PepsiCo earnings beat expectations, boosted by North American beverage unit
- On Indra Nooyi’s last day as CEO, PepsiCo reported third-quarter earnings that exceeded Wall Street expectations thanks to a revival of the North American beverage segment of their portfolio, which posted organic growth of 2.5%, according to a company release. Last quarter, the business division's organic growth was down 1.5%.
- PepsiCo posted net income of $2.49 billion for Q3, an uptick of 16% from $2.14 billion a year earlier. The soda giant's revenue for the period rose 1.5% to $16.49 billion, beating analyst predictions of $16.36 billion.
- As a result of this strong performance, the company revised its 2018 guidance, raising its expectations for earnings per share to $5.65 — an 8% increase compared to 2017.
PepsiCo’s earnings this quarter come amid a sea of changes within the organization. In August, Indra Nooyi announced she would step down after 12 years of leading the food and beverage company through turbulent waters. Today, she handed over the reins to Ramon Laguarta, a 22-year company veteran of the company who will take over on Oct. 3.
The beverage giant's Q3 earnings results underscore Nooyi's efficacy as its leader.

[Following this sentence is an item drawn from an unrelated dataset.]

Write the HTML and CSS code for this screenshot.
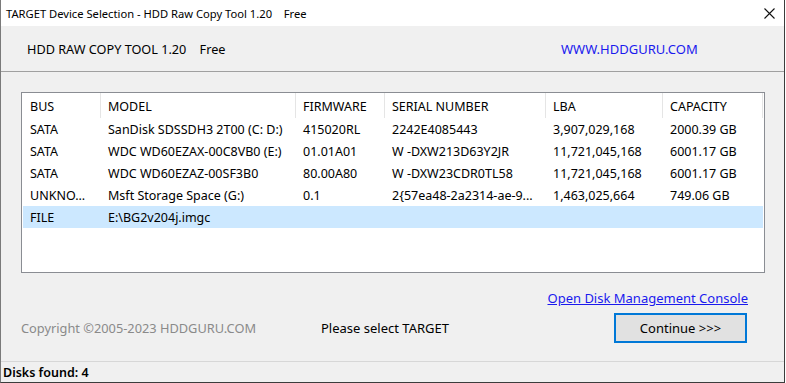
FILE: index.html
```html
<!doctype html>
<html>
<head>
<meta charset="utf-8">
<title>TARGET Device Selection - HDD Raw Copy Tool 1.20</title>
<link rel="stylesheet" href="styles.css">
</head>
<body>
<div class="window">
  <div class="titlebar">
    <span class="caption">TARGET Device Selection - HDD Raw Copy Tool 1.20&nbsp;&nbsp;&nbsp;&nbsp;Free</span>
    <svg class="close" width="11" height="11" viewBox="0 0 11 11"><path d="M0.5 0.5 L10.5 10.5 M10.5 0.5 L0.5 10.5" stroke="#111" stroke-width="1.1" fill="none"/></svg>
  </div>
  <div class="header">
    <span class="product">HDD RAW COPY TOOL 1.20&nbsp;&nbsp;&nbsp;&nbsp;Free</span>
    <span class="site">WWW.HDDGURU.COM</span>
  </div>
  <div class="content">
    <div class="list">
      <div class="row head">
        <div>BUS</div><div>MODEL</div><div>FIRMWARE</div><div>SERIAL NUMBER</div><div>LBA</div><div>CAPACITY</div>
      </div>
      <div class="row">
        <div>SATA</div><div>SanDisk SDSSDH3 2T00 (C: D:)</div><div>415020RL</div><div>2242E4085443</div><div>3,907,029,168</div><div>2000.39 GB</div>
      </div>
      <div class="row">
        <div>SATA</div><div>WDC WD60EZAX-00C8VB0 (E:)</div><div>01.01A01</div><div>W -DXW213D63Y2JR</div><div>11,721,045,168</div><div>6001.17 GB</div>
      </div>
      <div class="row">
        <div>SATA</div><div>WDC WD60EZAZ-00SF3B0</div><div>80.00A80</div><div>W -DXW23CDR0TL58</div><div>11,721,045,168</div><div>6001.17 GB</div>
      </div>
      <div class="row">
        <div>UNKNO...</div><div>Msft Storage Space (G:)</div><div>0.1</div><div>2{57ea48-2a2314-ae-9...</div><div>1,463,025,664</div><div>749.06 GB</div>
      </div>
      <div class="row selected">
        <div>FILE</div><div>E:\BG2v204j.imgc</div><div></div><div></div><div></div><div></div>
      </div>
    </div>
    <div class="linkrow"><a class="console" href="#">Open Disk Management Console</a></div>
    <div class="actions">
      <span class="copyright">Copyright &copy;2005-2023 HDDGURU.COM</span>
      <span class="status">Please select TARGET</span>
      <button class="continue">Continue &gt;&gt;&gt;</button>
    </div>
  </div>
  <div class="statusbar">Disks found: 4</div>
</div>
</body>
</html>
```

FILE: styles.css
```css
html, body {
	margin: 0;
	padding: 0;
	background: #ffffff;
}
.window {
	width: 785px;
	height: 383px;
	box-sizing: border-box;
	border-left: 1px solid #7a7a7a;
	border-right: 1px solid #3c3c3c;
	border-bottom: 1px solid #3c3c3c;
	background: #f0f0f0;
	font-family: "Noto Sans", "Liberation Sans", sans-serif;
	font-size: 12.5px;
	color: #000;
	display: flex;
	flex-direction: column;
}
.titlebar {
	height: 26px;
	background: #ffffff;
	display: flex;
	align-items: center;
	justify-content: space-between;
	padding: 0 9px 0 5px;
	font-size: 11.2px;
}
.close { display: block; margin-top: 1px; }
.header {
	height: 45px;
	display: flex;
	align-items: center;
	padding-left: 26px;
	font-size: 12.7px;
	border-bottom: 1px solid #a0a0a0;
}
.product { width: 534px; }
.site { color: #1a1aee; font-size: 13px; }
.content {
	flex: 1;
	padding: 20px 19px 0 20px;
	display: flex;
	flex-direction: column;
}
.list {
	height: 181px;
	box-sizing: border-box;
	border: 1px solid #8a8d93;
	background: #ffffff;
	padding: 0 1px;
}
.row {
	display: grid;
	grid-template-columns: 78px 195px 89px 161px 117px 100px;
	height: 22px;
	align-items: center;
}
.row > div {
	padding-left: 7px;
	white-space: nowrap;
	overflow: hidden;
}
.row.head { height: 25px; }
.row.head > div {
	height: 100%;
	display: flex;
	align-items: center;
	padding-top: 1px;
	border-right: 1px solid #e5e5e5;
	box-sizing: border-box;
}
.row.selected { background: #cce8ff; }
.linkrow {
	display: flex;
	justify-content: flex-end;
	padding: 16px 17px 0 0;
	font-size: 13px;
}
.console { color: #1a1aee; text-decoration: underline; }
.actions {
	display: grid;
	grid-template-columns: 300px 293px 133px;
	align-items: center;
	margin-top: 6px;
	font-size: 13px;
}
.copyright { color: #8a8a8a; font-size: 12.8px; }
.continue {
	height: 30px;
	box-sizing: border-box;
	border: 2px solid #0078d7;
	background: #e1e1e1;
	font-family: "Noto Sans", "Liberation Sans", sans-serif;
	font-size: 13px;
	color: #000;
	padding: 0;
}
.statusbar {
	height: 20px;
	border-top: 1px solid #d7d7d7;
	display: flex;
	align-items: center;
	padding-left: 2px;
	font-size: 12.5px;
	font-weight: 600;
}
```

The 16% in leap in net income compared to the year-ago period was a victory for Nooyi, who has spent years fighting against pressures to sell or spin off the company's beverage business as its growth lagged behind its Frito-Lay snack division.
Nooyi, who believed that PepsiCo was a stronger company with its beverage business intact, said earlier this year that heavy advertising spending by competitors such as Coca-Cola was an obstacle for the manufacturer's stable of drink brands. Last quarter, she said the company would ramp up investment in its Pepsi soda brands in response, stating that the company would "responsibly" increase spending in the second half of 2018. Recently PepsiCo has put beefier marketing investments behind Gatorade, Pepsi and Mountain Dew, and with 2.5% organic growth, it looks like this move is paying off.
"We were pleased that [PepsiCo] exceeded muted sales growth and EPS expectations (although we est. that a better-than-expected tax rate benefitted EPS by ~$0.07) – and were particularly encouraged that NAB (North America Beverage) results again sequentially improved, with +1% vol growth (the first period of positive segment vol. growth since 4Q16)," Wells Fargo analyst Bonnie Herzog wrote in a note.
Still, PepsiCo has a long way to go. As the company fights to gain a foothold in the better-for-you market, as well as modernize its classic soda portfolio, Nooyi has leaned heavily on M&A to help drive the company in the right direction. Last month she further decreased the company’s dependence on sugary sodas when PepsiCo purchased sparkling water maker SodaStream for $3.2 billion. In May, PepsiCo also bolstered its snack portfolio by buying Bare Snacks.
PepsiCo is also making changed to established beverage brands as part of its mission to offer more healthful alternatives. The company’s release of sugar-free Gatorade Zero, for example — which is part of the Gatorade umbrella that comprises about 20% of PepsiCo's North American drink volume — reflects this goal.
Innovations like this, as well as acquisitions of better-for-you brands, are likely continue under Laguarta. If this earnings period is any indication, it seems like it could be a path to long-term growth for the company.